%%
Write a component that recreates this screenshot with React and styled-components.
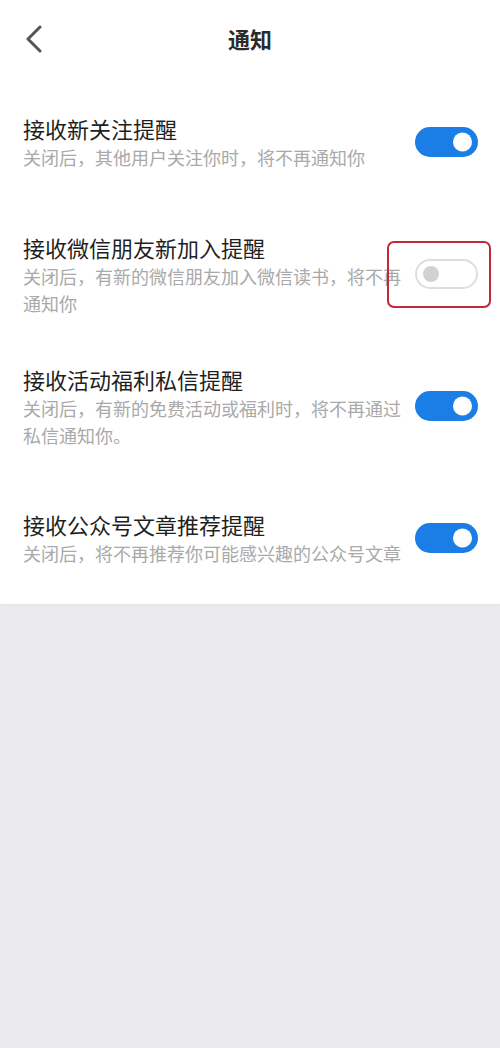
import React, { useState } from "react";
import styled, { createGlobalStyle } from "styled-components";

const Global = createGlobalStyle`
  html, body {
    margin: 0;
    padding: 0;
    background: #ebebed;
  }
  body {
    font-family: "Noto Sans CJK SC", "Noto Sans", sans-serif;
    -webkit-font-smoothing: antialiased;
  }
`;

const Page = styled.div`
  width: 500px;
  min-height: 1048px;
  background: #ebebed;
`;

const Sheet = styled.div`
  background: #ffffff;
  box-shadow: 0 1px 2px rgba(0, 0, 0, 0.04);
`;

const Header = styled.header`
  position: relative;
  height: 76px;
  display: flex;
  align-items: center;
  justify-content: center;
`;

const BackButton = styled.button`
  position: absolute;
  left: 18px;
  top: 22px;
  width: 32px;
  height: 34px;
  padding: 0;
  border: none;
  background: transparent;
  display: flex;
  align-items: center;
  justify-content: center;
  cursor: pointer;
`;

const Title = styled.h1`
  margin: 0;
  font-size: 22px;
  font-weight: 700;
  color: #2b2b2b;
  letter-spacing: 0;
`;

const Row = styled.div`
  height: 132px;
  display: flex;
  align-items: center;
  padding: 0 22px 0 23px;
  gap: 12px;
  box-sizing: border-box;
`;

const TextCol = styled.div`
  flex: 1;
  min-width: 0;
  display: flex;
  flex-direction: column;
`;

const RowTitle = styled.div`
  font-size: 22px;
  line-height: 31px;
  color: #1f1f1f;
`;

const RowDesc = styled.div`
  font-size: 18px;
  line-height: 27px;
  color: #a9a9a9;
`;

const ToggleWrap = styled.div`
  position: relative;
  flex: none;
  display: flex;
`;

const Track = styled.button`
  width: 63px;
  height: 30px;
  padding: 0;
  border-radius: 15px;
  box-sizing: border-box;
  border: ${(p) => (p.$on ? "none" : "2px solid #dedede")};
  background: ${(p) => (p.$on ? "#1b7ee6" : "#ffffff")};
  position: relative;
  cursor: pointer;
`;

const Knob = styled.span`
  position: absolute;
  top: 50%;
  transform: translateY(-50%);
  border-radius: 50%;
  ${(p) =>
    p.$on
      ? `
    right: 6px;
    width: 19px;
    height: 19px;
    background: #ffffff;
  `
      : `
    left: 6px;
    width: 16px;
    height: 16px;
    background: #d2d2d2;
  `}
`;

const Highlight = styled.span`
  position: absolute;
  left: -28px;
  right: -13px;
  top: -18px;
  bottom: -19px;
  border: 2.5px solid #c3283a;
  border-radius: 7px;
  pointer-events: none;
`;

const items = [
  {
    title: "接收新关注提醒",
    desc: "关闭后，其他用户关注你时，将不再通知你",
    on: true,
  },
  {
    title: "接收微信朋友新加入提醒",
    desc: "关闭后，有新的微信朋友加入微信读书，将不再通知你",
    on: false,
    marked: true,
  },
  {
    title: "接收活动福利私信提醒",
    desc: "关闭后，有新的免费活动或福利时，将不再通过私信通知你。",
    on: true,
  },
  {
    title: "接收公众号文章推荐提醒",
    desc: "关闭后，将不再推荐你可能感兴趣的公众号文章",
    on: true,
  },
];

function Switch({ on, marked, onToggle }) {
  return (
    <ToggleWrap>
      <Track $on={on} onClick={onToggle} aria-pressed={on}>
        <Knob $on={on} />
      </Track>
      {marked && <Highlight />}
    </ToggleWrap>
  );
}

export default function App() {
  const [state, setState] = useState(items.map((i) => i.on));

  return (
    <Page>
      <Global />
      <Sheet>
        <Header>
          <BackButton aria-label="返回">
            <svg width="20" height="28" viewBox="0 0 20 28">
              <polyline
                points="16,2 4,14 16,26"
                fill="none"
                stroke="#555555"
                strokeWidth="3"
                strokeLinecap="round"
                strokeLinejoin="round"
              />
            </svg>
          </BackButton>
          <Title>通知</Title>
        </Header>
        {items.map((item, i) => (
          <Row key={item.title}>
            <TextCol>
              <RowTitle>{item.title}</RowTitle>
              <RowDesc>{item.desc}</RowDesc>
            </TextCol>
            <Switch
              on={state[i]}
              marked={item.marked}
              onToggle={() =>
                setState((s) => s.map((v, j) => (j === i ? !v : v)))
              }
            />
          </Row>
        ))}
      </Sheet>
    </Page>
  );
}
%%
Leave out the pictures and output the rest of the material exactly as written.

▸ **Solution**:
Write a component that recreates this screenshot with React and styled-components.
import React, { useState } from "react";
import styled, { createGlobalStyle } from "styled-components";

const Global = createGlobalStyle`
  html, body {
    margin: 0;
    padding: 0;
    background: #ebebed;
  }
  body {
    font-family: "Noto Sans CJK SC", "Noto Sans", sans-serif;
    -webkit-font-smoothing: antialiased;
  }
`;

const Page = styled.div`
  width: 500px;
  min-height: 1048px;
  background: #ebebed;
`;

const Sheet = styled.div`
  background: #ffffff;
  box-shadow: 0 1px 2px rgba(0, 0, 0, 0.04);
`;

const Header = styled.header`
  position: relative;
  height: 76px;
  display: flex;
  align-items: center;
  justify-content: center;
`;

const BackButton = styled.button`
  position: absolute;
  left: 18px;
  top: 22px;
  width: 32px;
  height: 34px;
  padding: 0;
  border: none;
  background: transparent;
  display: flex;
  align-items: center;
  justify-content: center;
  cursor: pointer;
`;

const Title = styled.h1`
  margin: 0;
  font-size: 22px;
  font-weight: 700;
  color: #2b2b2b;
  letter-spacing: 0;
`;

const Row = styled.div`
  height: 132px;
  display: flex;
  align-items: center;
  padding: 0 22px 0 23px;
  gap: 12px;
  box-sizing: border-box;
`;

const TextCol = styled.div`
  flex: 1;
  min-width: 0;
  display: flex;
  flex-direction: column;
`;

const RowTitle = styled.div`
  font-size: 22px;
  line-height: 31px;
  color: #1f1f1f;
`;

const RowDesc = styled.div`
  font-size: 18px;
  line-height: 27px;
  color: #a9a9a9;
`;

const ToggleWrap = styled.div`
  position: relative;
  flex: none;
  display: flex;
`;

const Track = styled.button`
  width: 63px;
  height: 30px;
  padding: 0;
  border-radius: 15px;
  box-sizing: border-box;
  border: ${(p) => (p.$on ? "none" : "2px solid #dedede")};
  background: ${(p) => (p.$on ? "#1b7ee6" : "#ffffff")};
  position: relative;
  cursor: pointer;
`;

const Knob = styled.span`
  position: absolute;
  top: 50%;
  transform: translateY(-50%);
  border-radius: 50%;
  ${(p) =>
    p.$on
      ? `
    right: 6px;
    width: 19px;
    height: 19px;
    background: #ffffff;
  `
      : `
    left: 6px;
    width: 16px;
    height: 16px;
    background: #d2d2d2;
  `}
`;

const Highlight = styled.span`
  position: absolute;
  left: -28px;
  right: -13px;
  top: -18px;
  bottom: -19px;
  border: 2.5px solid #c3283a;
  border-radius: 7px;
  pointer-events: none;
`;

const items = [
  {
    title: "接收新关注提醒",
    desc: "关闭后，其他用户关注你时，将不再通知你",
    on: true,
  },
  {
    title: "接收微信朋友新加入提醒",
    desc: "关闭后，有新的微信朋友加入微信读书，将不再通知你",
    on: false,
    marked: true,
  },
  {
    title: "接收活动福利私信提醒",
    desc: "关闭后，有新的免费活动或福利时，将不再通过私信通知你。",
    on: true,
  },
  {
    title: "接收公众号文章推荐提醒",
    desc: "关闭后，将不再推荐你可能感兴趣的公众号文章",
    on: true,
  },
];

function Switch({ on, marked, onToggle }) {
  return (
    <ToggleWrap>
      <Track $on={on} onClick={onToggle} aria-pressed={on}>
        <Knob $on={on} />
      </Track>
      {marked && <Highlight />}
    </ToggleWrap>
  );
}

export default function App() {
  const [state, setState] = useState(items.map((i) => i.on));

  return (
    <Page>
      <Global />
      <Sheet>
        <Header>
          <BackButton aria-label="返回">
            <svg width="20" height="28" viewBox="0 0 20 28">
              <polyline
                points="16,2 4,14 16,26"
                fill="none"
                stroke="#555555"
                strokeWidth="3"
                strokeLinecap="round"
                strokeLinejoin="round"
              />
            </svg>
          </BackButton>
          <Title>通知</Title>
        </Header>
        {items.map((item, i) => (
          <Row key={item.title}>
            <TextCol>
              <RowTitle>{item.title}</RowTitle>
              <RowDesc>{item.desc}</RowDesc>
            </TextCol>
            <Switch
              on={state[i]}
              marked={item.marked}
              onToggle={() =>
                setState((s) => s.map((v, j) => (j === i ? !v : v)))
              }
            />
          </Row>
        ))}
      </Sheet>
    </Page>
  );
}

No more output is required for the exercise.